**GOAL:** The listing below begins with the first line you should copy; stop after the line containing "import clsx from", and drop every picture.

━━━ DATA

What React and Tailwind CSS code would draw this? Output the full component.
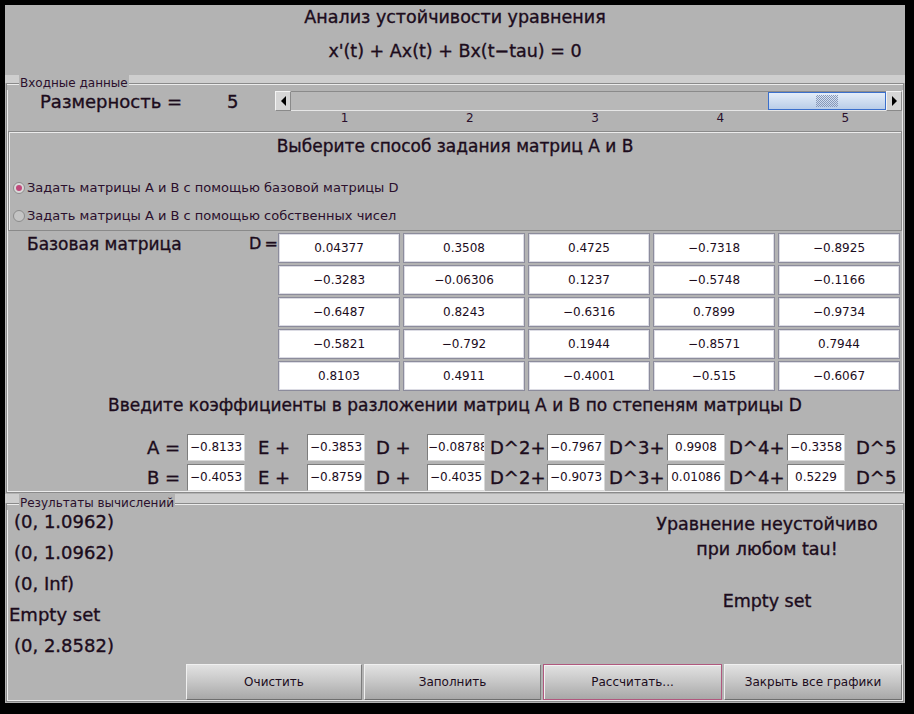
import clsx from "clsx";

const D = [
  ["0.04377", "0.3508", "0.4725", "−0.7318", "−0.8925"],
  ["−0.3283", "−0.06306", "0.1237", "−0.5748", "−0.1166"],
  ["−0.6487", "0.8243", "−0.6316", "0.7899", "−0.9734"],
  ["−0.5821", "−0.792", "0.1944", "−0.8571", "0.7944"],
  ["0.8103", "0.4911", "−0.4001", "−0.515", "−0.6067"],
];

const COEF = [
  { name: "A =", values: ["−0.8133", "−0.3853", "−0.08788", "−0.7967", "0.9908", "−0.3358"] },
  { name: "B =", values: ["−0.4053", "−0.8759", "−0.4035", "−0.9073", "0.01086", "0.5229"] },
];

// labels that follow each input box, with their left padding
const TERMS = [
  { t: "E +", pl: "pl-[13px]" },
  { t: "D +", pl: "pl-[11px]" },
  { t: "D^2+", pl: "pl-[5px]" },
  { t: "D^3+", pl: "pl-[4px]" },
  { t: "D^4+", pl: "pl-[4px]" },
  { t: "D^5", pl: "pl-[11px]" },
];

const RESULTS = ["(0, 1.0962)", "(0, 1.0962)", "(0, Inf)", "Empty set", "(0, 2.8582)"];

const HEAVY = "[-webkit-text-stroke:0.35px]";

function Seg({ side, band }) {
  return (
    <div className={clsx("flex flex-col", side === "l" ? "w-[14px]" : "flex-1")}>
      <div className={clsx("bg-[#cecece]", band)} />
      <div
        className={clsx(
          "flex-1 border-t border-[#8a8a8a] shadow-[inset_0_1px_0_#ececec]",
          side === "l" ? "ml-px border-l" : "mr-px border-r"
        )}
      />
    </div>
  );
}

function Legend({ label, band, h, pt }) {
  return (
    <div className={clsx("flex", h)}>
      <Seg side="l" band={band} />
      <span className={clsx("bg-[#b3b3b3] px-px text-[12px] leading-[14px] text-[#2a0f2c]", pt)}>{label}</span>
      <Seg side="r" band={band} />
    </div>
  );
}

function Button({ children, focused }) {
  return (
    <div
      className={clsx(
        "flex h-[36px] items-center justify-center border bg-gradient-to-b from-[#e2e2e2] via-[#c6c6c6] to-[#a8a8a8] text-[12px] text-[#1c0c1c]",
        focused
          ? "border-[#b0587e] shadow-[inset_1px_1px_0_#f2f2f2]"
          : "border-[#f0f0f0] border-r-[#7c7c7c] border-b-[#6e6e6e]"
      )}
    >
      {children}
    </div>
  );
}

export default function App() {
  return (
    <div className="h-[714px] w-[914px] bg-black pl-[5px] pt-[5px] font-['DejaVu_Sans',sans-serif] text-[#1c0c1c]">
      <div className="flex h-[698px] w-[900px] flex-col bg-[#b3b3b3]">
        {/* header */}
        <div className={clsx("flex h-[70px] flex-col items-center pt-[2px] text-[17.5px] leading-[20px]", HEAVY)}>
          <div>Анализ устойчивости уравнения</div>
          <div className="mt-[14px]">x'(t) + Ax(t) + Bx(t−tau) = 0</div>
        </div>

        <Legend label="Входные данные" band="h-[8px]" h="h-[15px]" pt="pt-[1px]" />

        {/* input data */}
        <div className="mx-px flex h-[403px] flex-col border-x border-b border-[#8a8a8a] shadow-[inset_1px_0_0_#ececec,inset_-1px_0_0_#ececec,inset_0_-1px_0_#ececec]">
          <div className="mt-px flex h-[20px] items-center pl-[33px]">
            <span className={clsx("w-[187px] shrink-0 whitespace-nowrap text-[18px]", HEAVY)}>Размерность =</span>
            <span className={clsx("text-[18px]", HEAVY)}>5</span>
            <div className="ml-auto mr-px flex h-[20px] w-[627px]">
              <div className="flex w-[16px] items-center justify-center border border-[#f4f4f4] border-r-[#8a8a8a] border-b-[#8a8a8a] bg-[#d6d6d6]">
                <div className="h-0 w-0 border-y-[5px] border-r-[5px] border-y-transparent border-r-black" />
              </div>
              <div className="flex flex-1 justify-end border-y border-t-[#8a8a8a] border-b-[#e6e6e6] bg-[#b8b8b8]">
                <div className="flex w-[118px] items-center justify-center border border-[#3a6fcc] bg-gradient-to-b from-[#e4edf8] to-[#b9cde8]">
                  <div className="h-[12px] w-[22px] bg-[repeating-conic-gradient(#8898b8_0_25%,transparent_0_50%)] bg-[length:2px_2px]" />
                </div>
              </div>
              <div className="flex w-[16px] items-center justify-center border border-[#f4f4f4] border-r-[#8a8a8a] border-b-[#8a8a8a] bg-[#d6d6d6]">
                <div className="h-0 w-0 border-y-[5px] border-l-[5px] border-y-transparent border-l-black" />
              </div>
            </div>
          </div>
          <div className="ml-[275px] mt-px grid h-[13px] w-[626px] grid-cols-5 text-center text-[12px] leading-[13px] text-[#2a0f2c]">
            {[1, 2, 3, 4, 5].map((n) => (
              <span key={n}>{n}</span>
            ))}
          </div>

          {/* method choice */}
          <div className="mx-px mt-[6px] flex h-[100px] flex-col border border-[#8a8a8a] shadow-[inset_1px_1px_0_#ececec]">
            <div className={clsx("pt-[4px] text-center text-[17px] leading-[20px]", HEAVY)}>
              Выберите способ задания матриц A и B
            </div>
            <div className="mt-[24px] flex h-[16px] items-center pl-[4px] text-[13px] text-[#2a0f2c]">
              <div className="mr-[2px] flex h-[12px] w-[12px] items-center justify-center rounded-full border border-[#8c8c8c] bg-[#d8d8d8]">
                <div className="h-[6px] w-[6px] rounded-full bg-[#c0487a]" />
              </div>
              Задать матрицы A и B с помощью базовой матрицы D
            </div>
            <div className="mt-[12px] flex h-[16px] items-center pl-[4px] text-[13px] text-[#2a0f2c]">
              <div className="mr-[2px] h-[12px] w-[12px] rounded-full border border-[#8c8c8c] bg-[#c4c4c4]" />
              Задать матрицы A и B с помощью собственных чисел
            </div>
          </div>

          {/* base matrix */}
          <div className="mt-[2px] flex pl-[20px]">
            <span className={clsx("w-[222px] shrink-0 whitespace-nowrap text-[17px] leading-[22px]", HEAVY)}>
              Базовая матрица
            </span>
            <span className={clsx("w-[29px] shrink-0 whitespace-nowrap text-[16px] leading-[22px] tracking-[-1px]", HEAVY)}>
              D =
            </span>
            <div className="grid w-[622px] shrink-0 grid-cols-5 gap-x-[3px] gap-y-[2px]">
              {D.flat().map((v, i) => (
                <div
                  key={i}
                  className="flex h-[30px] items-center justify-center border border-[#8c8c9c] bg-white text-[12px] shadow-[inset_0_0_0_1px_#dcdce4]"
                >
                  {v}
                </div>
              ))}
            </div>
          </div>

          <div className={clsx("mt-[4px] h-[20px] text-center text-[17px] leading-[20px]", HEAVY)}>
            Введите коэффициенты в разложении матриц A и B по степеням матрицы D
          </div>

          {/* coefficients */}
          <div className="mt-[19px] flex flex-col gap-[3px]">
            {COEF.map((row) => (
              <div key={row.name} className="flex h-[27px] items-center pl-[140px]">
                <span className={clsx("w-[40px] shrink-0 whitespace-nowrap text-[18px]", HEAVY)}>{row.name}</span>
                {row.values.map((v, i) => (
                  <div key={i} className="flex shrink-0 items-center">
                    <div className="h-[27px] w-[58px] overflow-hidden whitespace-nowrap border border-[#7c7c7c] border-r-[#d8d8d8] border-b-[#d8d8d8] bg-white text-center text-[12px] leading-[25px]">
                      {v}
                    </div>
                    <span className={clsx("w-[62px] whitespace-nowrap text-[18px]", HEAVY, TERMS[i].pl)}>
                      {TERMS[i].t}
                    </span>
                  </div>
                ))}
              </div>
            ))}
          </div>
        </div>

        <div className="mt-px">
          <Legend label="Результаты вычислений" band="h-[9px]" h="h-[16px]" pt="pt-[2px]" />
        </div>

        {/* results */}
        <div className="mx-px flex h-[192px] flex-col border-x border-b border-[#8a8a8a] shadow-[inset_1px_0_0_#ececec,inset_-1px_0_0_#ececec,inset_0_-1px_0_#ececec]">
          <div className="flex">
            <div className={clsx("flex flex-col gap-[9px] pt-px text-[18px] leading-[22px]", HEAVY)}>
              {RESULTS.map((r, i) => (
                <span key={i} className={r === "Empty set" ? "pl-[2px]" : "pl-[7px]"}>
                  {r}
                </span>
              ))}
            </div>
            <div className={clsx("ml-auto mr-[6px] flex w-[260px] flex-col items-center pt-[2px] text-[17.5px] leading-[24px]", HEAVY)}>
              <span>Уравнение неустойчиво</span>
              <span className="mt-px">при любом tau!</span>
              <span className="mt-[28px]">Empty set</span>
            </div>
          </div>
          <div className="mb-px mr-px mt-auto flex justify-end gap-[2px]">
            <div className="w-[176px]"><Button>Очистить</Button></div>
            <div className="w-[177px]"><Button>Заполнить</Button></div>
            <div className="w-[179px]"><Button focused>Рассчитать...</Button></div>
            <div className="w-[178px]"><Button>Закрыть все графики</Button></div>
          </div>
        </div>
      </div>
    </div>
  );
}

━━━━━━

**RESULT FOR THIS EXERCISE:**
What React and Tailwind CSS code would draw this? Output the full component.
import clsx from "clsx";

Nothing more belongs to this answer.